The bottom line is that Bedouin Arabs are citizens of the state of Israel. Some of their elders fought with the Palmach. Many Bedouin men have volunteered for the IDF, serving as trackers and defending the country’s borders. Yet these peaceful, loyal citizens are being targeted for internal dislocation on the basis of their ethnicity, race, religion and normative social arrangements. And Israel shows little respect for their historic ties to the land.
Rather than herd them into the seven ghetto-like “recognized” villages with inadequate services, pathetic infrastructure and few jobs, Israel should improve the conditions of everyday life for Bedouins in the 35 “unrecognized” villages. The government should invest in Bedouin roads, schools, job creation and health care and connect these villages to the Israeli water, sewage and electricity systems.
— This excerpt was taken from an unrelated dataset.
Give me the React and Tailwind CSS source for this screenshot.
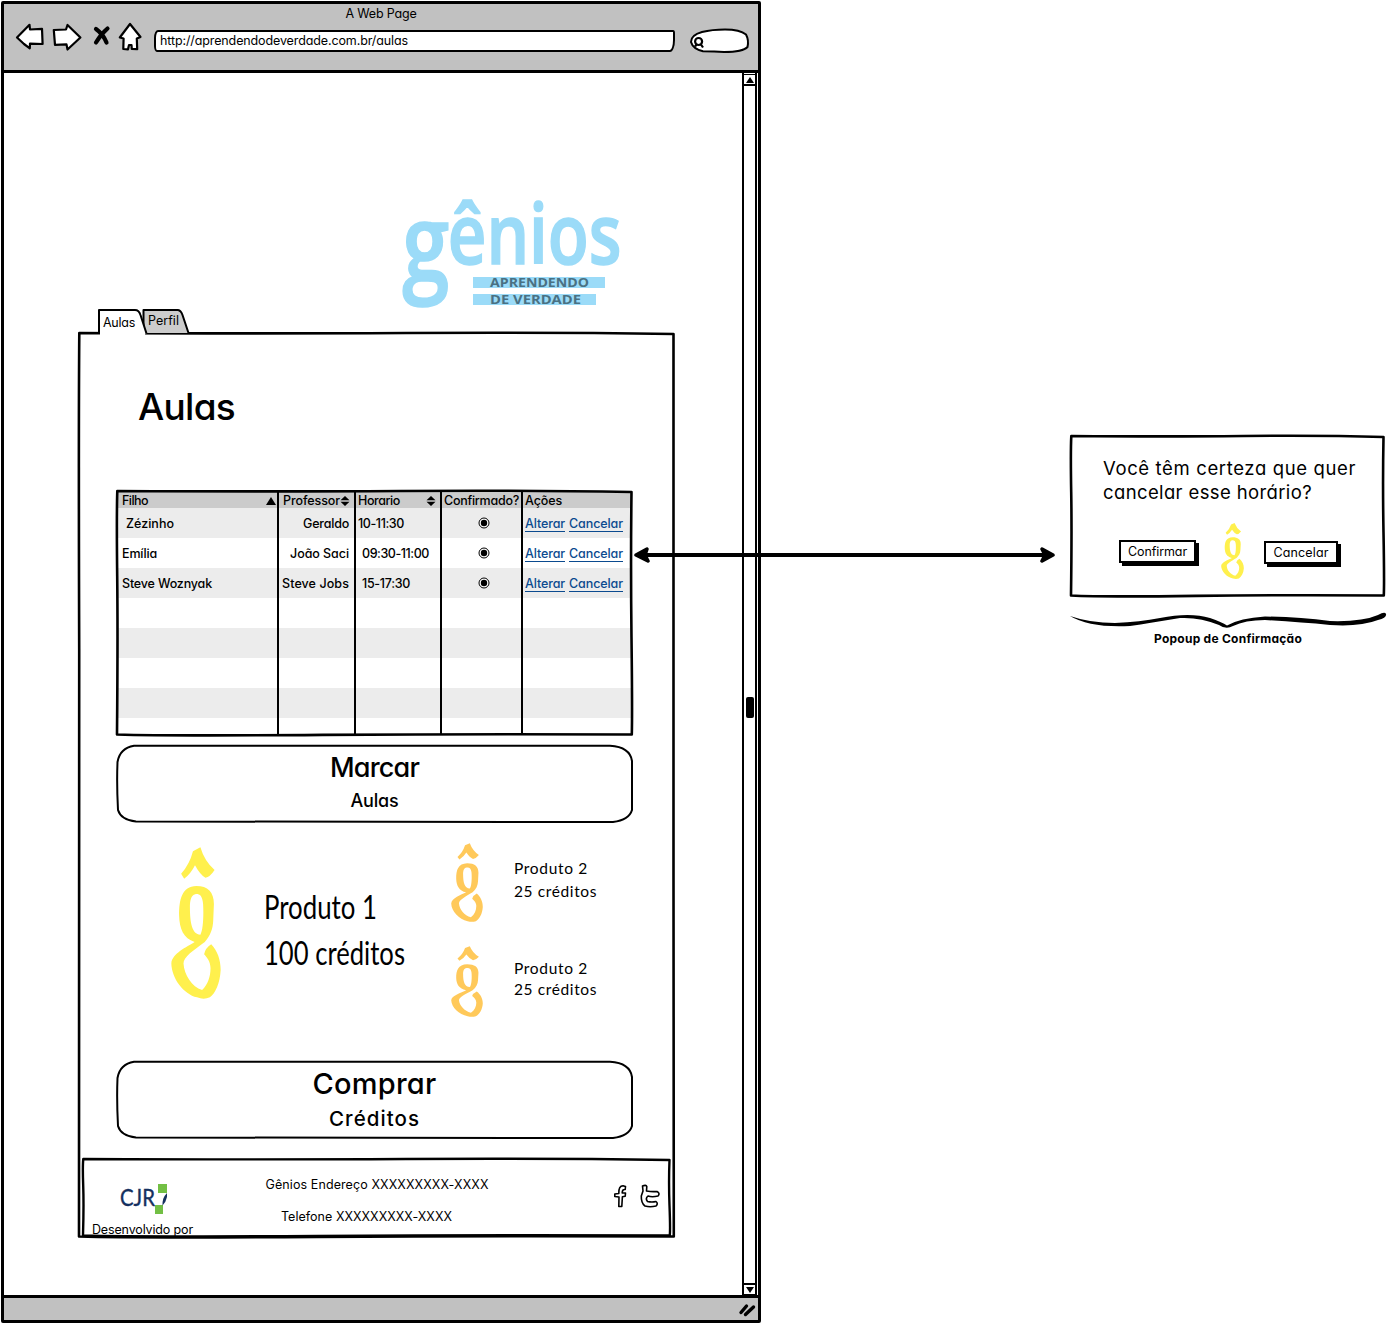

Likewise, rather than turn a blind eye to the ongoing injustice of forcible Bedouin dislocation, American Jews should think twice before buying a tree from the JNF in a forest that may have been created on the ruins of Bedouin homes.
And we should insist that our communal organizations address both the moral and political dimensions of this issue. Israel cannot claim to be “the only democracy in the Middle East” if it continues uprooting thousands of its citizens against their will.
Letty Cottin Pogrebin’s latest book is How to Be a Friend to a Friend Who’s Sick. She is currently working on a novel.